A concurrent schedule in the context of database systems refers to a sequence of operations from multiple transactions where the operations are interleaved. In other words, instead of executing all operations of one transaction before moving to the next (as in a serial schedule), operations from different transactions are executed in an interleaved manner.

Concurrent scheduling is widely used in database systems to improve performance. By allowing multiple transactions to execute concurrently, the system can make better use of processing power and IO capabilities, resulting in more efficient overall system performance.
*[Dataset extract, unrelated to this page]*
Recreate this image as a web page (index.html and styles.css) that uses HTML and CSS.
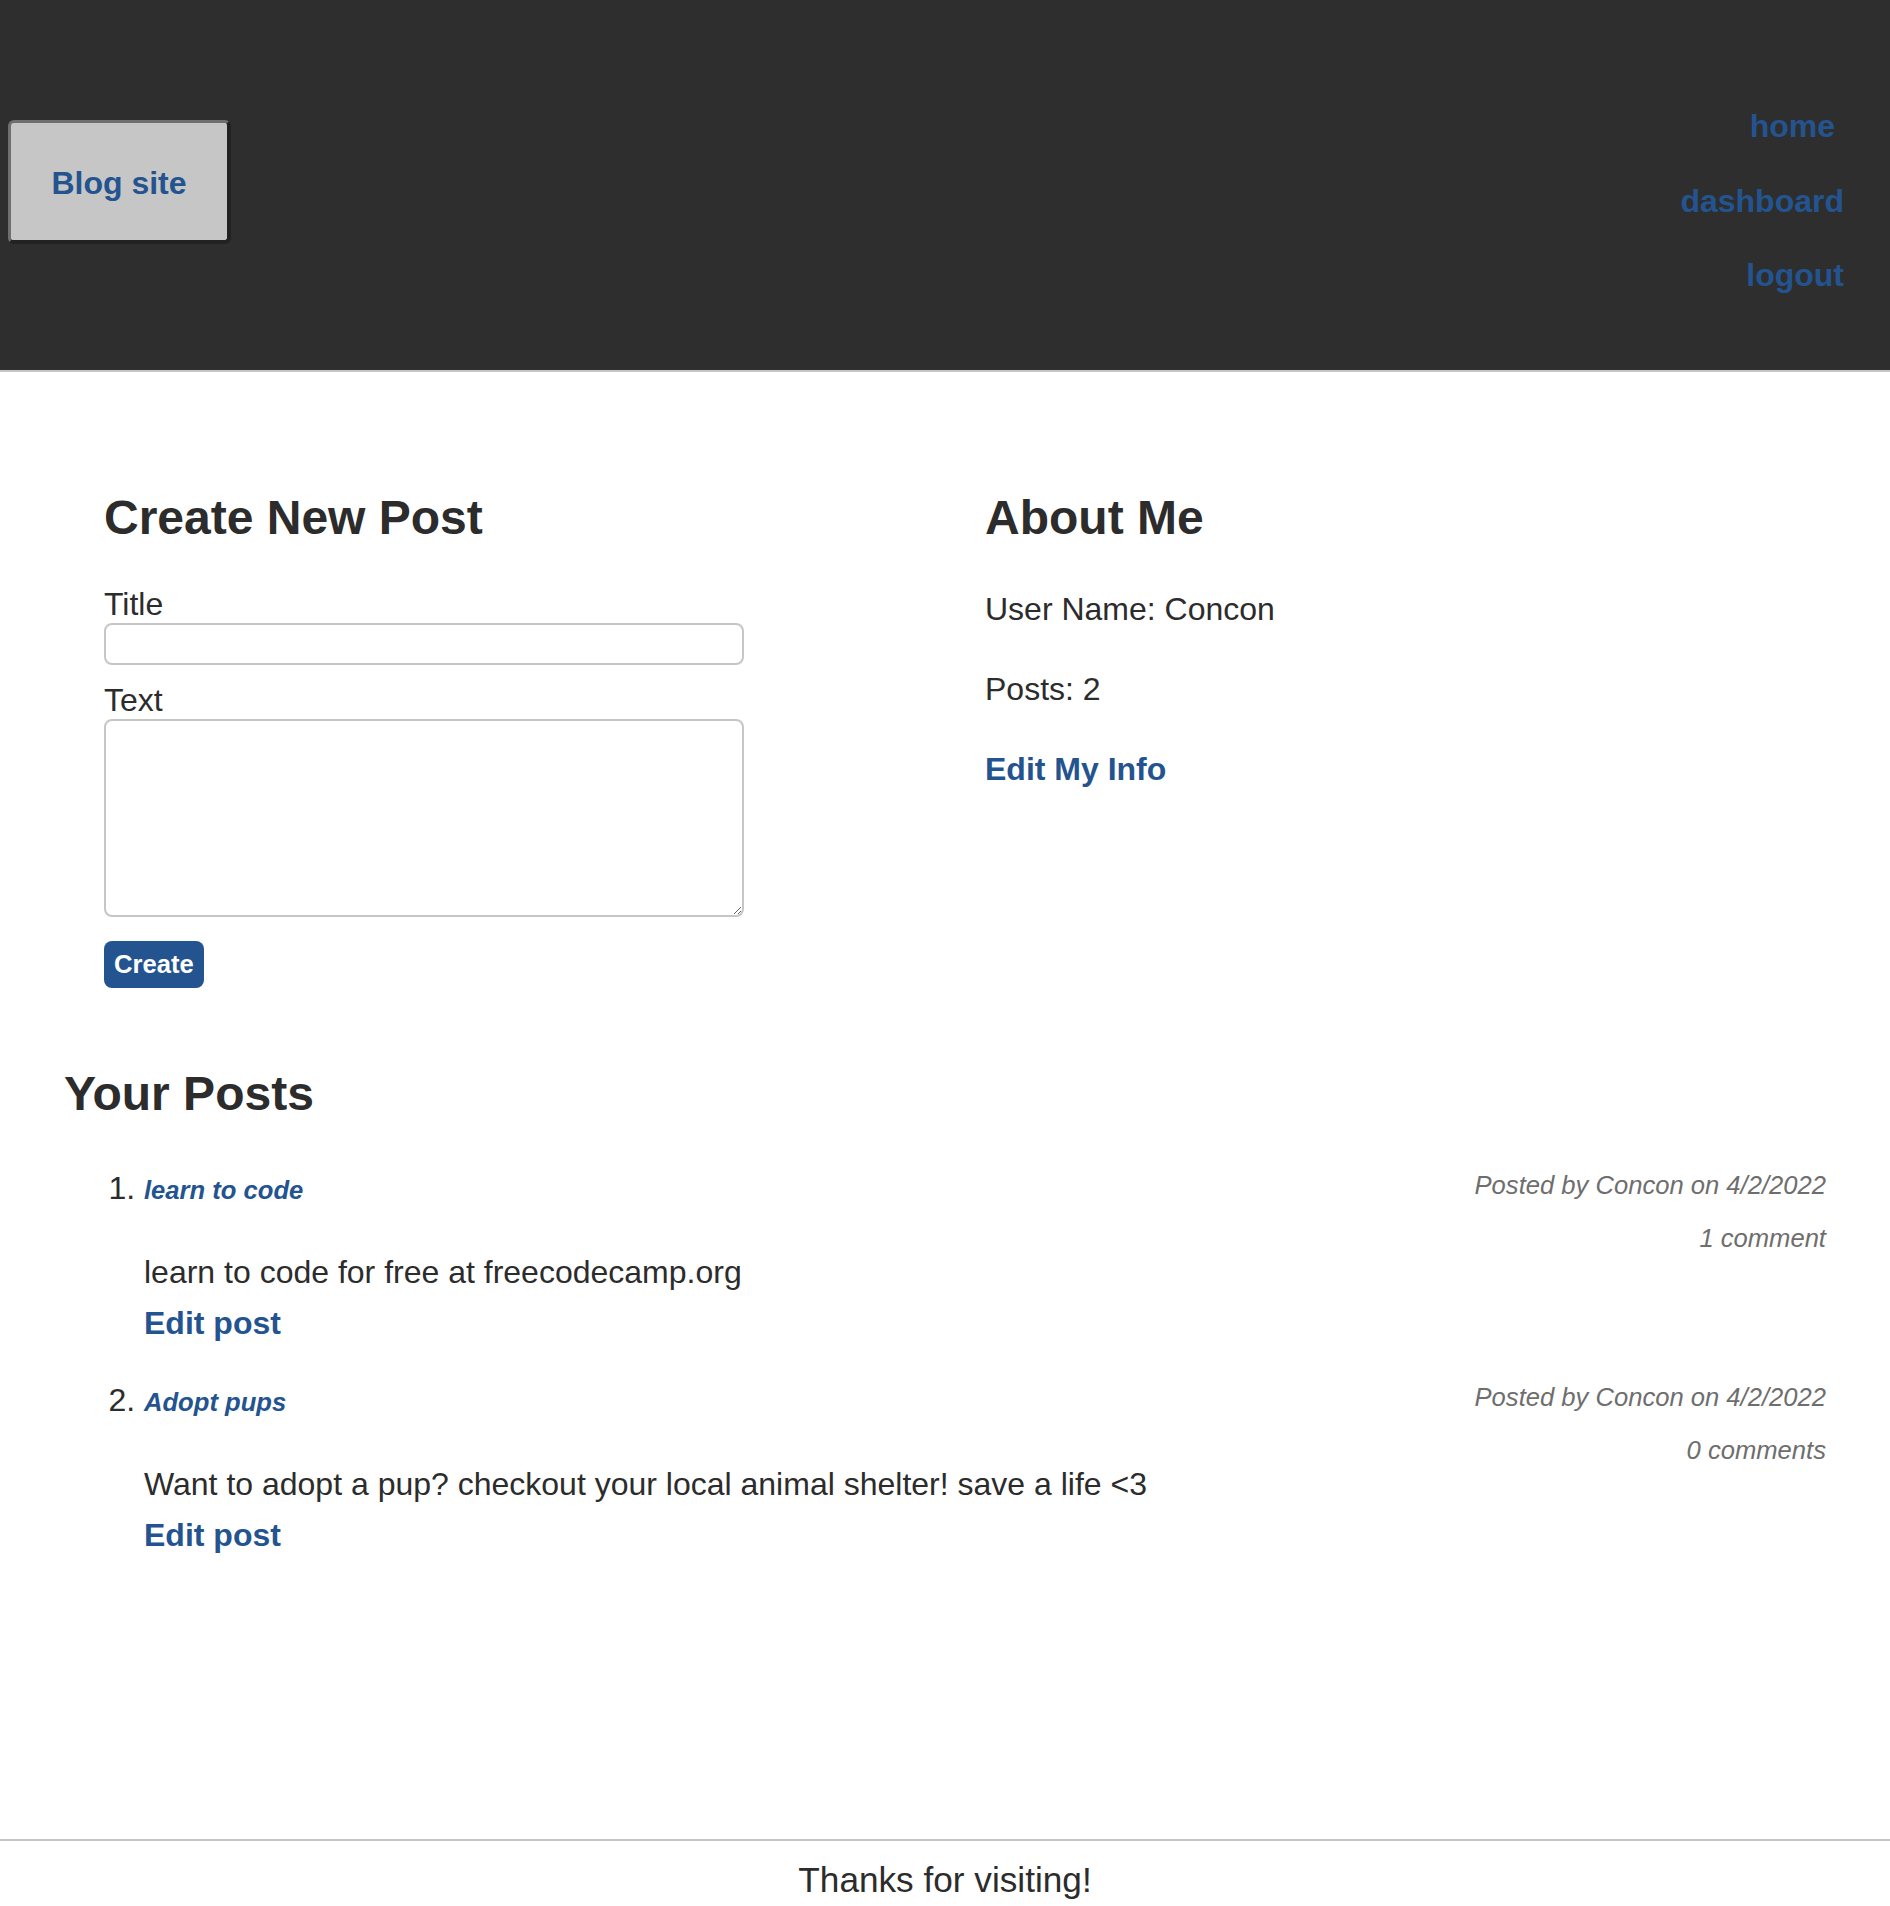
FILE: index.html
```html
<!DOCTYPE html>
<html lang="en">
<head>
<meta charset="utf-8">
<title>Blog site</title>
<link rel="stylesheet" href="styles.css">
</head>
<body>
<header class="site-header">
  <a class="logo" href="#">Blog site</a>
  <nav class="nav">
    <a class="nav-link nav-home" href="#">home</a>
    <a class="nav-link" href="#">dashboard</a>
    <a class="nav-link" href="#">logout</a>
  </nav>
</header>
<main class="main">
  <div class="columns">
    <section class="col">
      <h2 class="heading">Create New Post</h2>
      <form class="post-form">
        <label class="field-label first" for="title">Title</label>
        <input class="field-input" id="title" type="text">
        <label class="field-label second" for="text">Text</label>
        <textarea class="field-textarea" id="text"></textarea>
        <button class="create-btn" type="button">Create</button>
      </form>
    </section>
    <section class="col">
      <h2 class="heading">About Me</h2>
      <p class="about-line about-first">User Name: Concon</p>
      <p class="about-line about-second">Posts: 2</p>
      <a class="about-link" href="#">Edit My Info</a>
    </section>
  </div>
  <section class="posts">
    <h2 class="heading">Your Posts</h2>
    <ol class="post-list">
      <li class="post">
        <div class="post-head">
          <div class="post-title-line"><a class="post-title" href="#">learn to code</a></div>
          <div class="meta">
            <p class="meta-line">Posted by Concon on 4/2/2022</p>
            <p class="meta-line meta-count">1 comment</p>
          </div>
        </div>
        <p class="post-body">learn to code for free at freecodecamp.org</p>
        <a class="edit-link" href="#">Edit post</a>
      </li>
      <li class="post">
        <div class="post-head">
          <div class="post-title-line"><a class="post-title" href="#">Adopt pups</a></div>
          <div class="meta">
            <p class="meta-line">Posted by Concon on 4/2/2022</p>
            <p class="meta-line meta-count">0 comments</p>
          </div>
        </div>
        <p class="post-body">Want to adopt a pup? checkout your local animal shelter! save a life &lt;3</p>
        <a class="edit-link" href="#">Edit post</a>
      </li>
    </ol>
  </section>
</main>
<footer class="site-footer">Thanks for visiting!</footer>
</body>
</html>
```
FILE: styles.css
```css
html, body {
  margin: 0;
  padding: 0;
}

body {
  font-family: "Liberation Sans", Arial, Helvetica, sans-serif;
  font-size: 32px;
  line-height: 37px;
  color: #2c2c2c;
  background: #ffffff;
}

a {
  text-decoration: none;
  color: #24548f;
}

.site-header {
  background: #2e2e2e;
  height: 370px;
  border-bottom: 2px solid #c6c6c6;
  display: flex;
  justify-content: space-between;
  align-items: flex-start;
}

.logo {
  margin: 120px 0 0 8px;
  width: 223px;
  height: 124px;
  box-sizing: border-box;
  display: flex;
  align-items: center;
  justify-content: center;
  background: #c6c6c6;
  border-style: solid;
  border-width: 3px 4px 4px 3px;
  border-color: #6f6f6f #222222 #222222 #6f6f6f;
  border-radius: 6px;
  font-weight: bold;
  font-size: 32px;
  color: #24548f;
  padding-top: 3px;
}

.nav {
  margin: 108px 46px 0 0;
  display: flex;
  flex-direction: column;
  align-items: flex-end;
  gap: 37.5px;
}

.nav-link {
  font-weight: bold;
  font-size: 32px;
  line-height: 37px;
}

.nav-home {
  margin-right: 9px;
}

.main {
  padding: 0 64px;
}

.columns {
  display: grid;
  grid-template-columns: 1fr 1fr;
  padding-top: 118px;
}

.col {
  padding: 0 40px;
}

.heading {
  margin: 0;
  font-size: 48px;
  line-height: 55px;
  font-weight: bold;
  color: #2c2c2c;
}

.post-form {
  display: flex;
  flex-direction: column;
  align-items: flex-start;
}

.field-label {
  display: block;
  font-size: 32px;
  line-height: 37px;
}

.field-label.first {
  margin-top: 41px;
}

.field-label.second {
  margin-top: 17px;
}

.field-input,
.field-textarea {
  display: block;
  width: 640px;
  box-sizing: border-box;
  border: 2px solid #c6c6c6;
  border-radius: 8px;
  margin: 0;
  font-family: inherit;
  font-size: 20px;
  background: #ffffff;
}

.field-input {
  height: 42px;
}

.field-textarea {
  height: 198px;
}

.create-btn {
  margin-top: 24px;
  height: 47px;
  padding: 0 10px;
  background: #24548f;
  color: #ffffff;
  border: none;
  border-radius: 8px;
  font-family: inherit;
  font-weight: bold;
  font-size: 25.6px;
  line-height: 29px;
}

.about-line {
  margin: 0;
  font-size: 32px;
  line-height: 37px;
}

.about-first {
  margin-top: 46px;
}

.about-second {
  margin-top: 43px;
}

.about-link {
  display: block;
  margin-top: 43px;
  font-weight: bold;
  font-size: 32px;
  line-height: 37px;
}

.posts {
  margin-top: 78px;
}

.post-list {
  margin: 49px 0 0;
  padding-left: 80px;
  font-size: 32px;
  line-height: 37px;
}

.post + .post {
  margin-top: 40px;
}

.post-head {
  display: flex;
  justify-content: space-between;
  align-items: flex-start;
}

.post-title-line {
  line-height: 37px;
}

.post-title {
  font-style: italic;
  font-weight: bold;
  font-size: 25.6px;
}

.meta {
  text-align: right;
  padding-top: 1px;
}

.meta-line {
  margin: 0;
  font-style: italic;
  font-size: 25.6px;
  line-height: 29.4px;
  color: #6e6e6e;
}

.meta-count {
  margin-top: 24px;
}

.post-body {
  margin: 0;
  font-size: 32px;
  line-height: 37px;
}

.edit-link {
  display: block;
  width: max-content;
  margin-top: 14px;
  font-weight: bold;
  font-size: 32px;
  line-height: 37px;
}

.site-footer {
  margin-top: 285px;
  border-top: 2px solid #c6c6c6;
  padding-top: 19px;
  text-align: center;
  font-size: 35.2px;
  line-height: 40px;
  color: #2c2c2c;
}
```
Let's take an example of two transactions T1 and T2:

Transaction T1:

  • Read(A)

  • Write(A)

  • Read(B)

  • Write(B)

Transaction T2:

  • Read(X)

  • Write(X)

  • Read(Y)

  • Write(Y)

A concurrent schedule for these transactions could be:

  • Concurrent Schedule: Read(A)-T1, Read(X)-T2, Write(A)-T1, Write(X)-T2, Read(B)-T1, Read(Y)-T2, Write(B)-T1, Write(Y)-T2

In this schedule, the operations from T1 and T2 are interleaved.

While concurrent schedules can lead to increased performance, they can also cause problems if not managed correctly, such as read-write and write-write conflicts. That's why it's important to manage concurrency control using different techniques such as two-phase locking, timestamp ordering, etc.

It's also essential to ensure that a concurrent schedule is conflict-serializable. This means that it should be equivalent to some serial schedule (in terms of the final state of the database) for the same set of transactions, to maintain database consistency. If a concurrent schedule is conflict-serializable, it is considered correct, as it maintains the consistency of the database just like a serial schedule would.